Dr Thomas continues:
“There is no other place on Earth that retains such a long record of the past atmosphere as Antarctica. It’s our best hope to understand the fundamental drivers of Earth’s climate shifts.”
The British Antarctic Survey ice core team are specialists in continuous flow analysis—a cutting-edge technique that involves the ultra-slow melting of ice core sections to simultaneously measure a suite of chemical elements, particles, and isotopic data. Thanks to their expertise, and support from UK Research and Innovation (UKRI), the UK team has been selected to lead the impurities analysis of the oldest Antarctic ice core ever recovered.
Until now, the scientific community has relied on marine sediment cores to explore the climate cycles over millions of years. These marine records play an important role in constraining the timings of glacial-interglacial cycles. The unique feature of the ice cores is that their entrapped bubbles capture the atmospheric conditions, changes in greenhouse gas concentrations and chemical evidence of the past temperatures at the time they were deposited.
“Our data will yield the first continuous reconstructions of key environmental indicators—including atmospheric temperatures, wind patterns, sea ice extent, and marine productivity—spanning the past 1.5 million years. This unprecedented ice core dataset will provide vital insights into the link between atmospheric CO₂ levels and climate during a previously uncharted period in Earth’s history, offering valuable context for predicting future climate change” concludes Dr Thomas.

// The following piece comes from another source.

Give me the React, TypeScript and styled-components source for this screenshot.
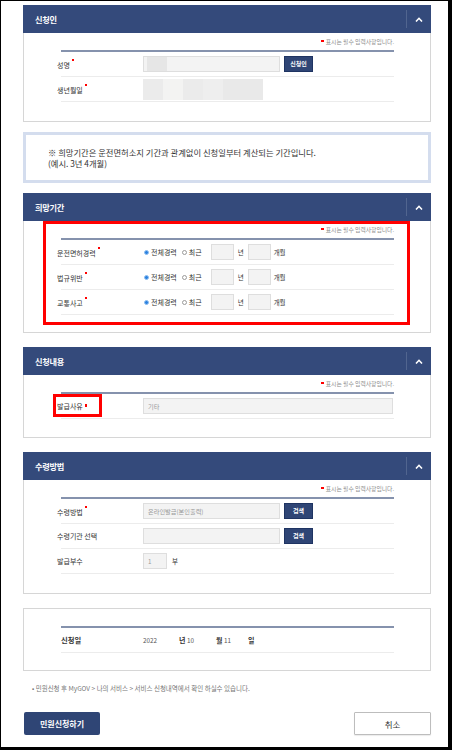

About the Beyond EPICA project:
The Beyond EPICA – Oldest Ice Core project is coordinated by Italy through the Institute of Polar Sciences of the National Research Council (Cnr-Isp) and is led by Carlo Barbante, professor at Ca’ Foscari University of Venice and senior associate member at Cnr-Isp, with a research team comprising 12 scientific institutions from 10 European countries.
The drilling site, Little Dome C, is located on the East Antarctic Plateau at an altitude of 3,200m and approximately 40 km from the Italian/French operated Concordia Station. Dr Robert Mulvaney from BAS was involved in the site selection for the drill site in the 2016/17 and 2017/18 seasons.
The project builds on the success of the original EPICA project, which retrieved an 800,000-year climate record from Antarctic ice in the early 2000s.
The impurities analysis, led by BAS, is co-funded by the UK Research and Innovation.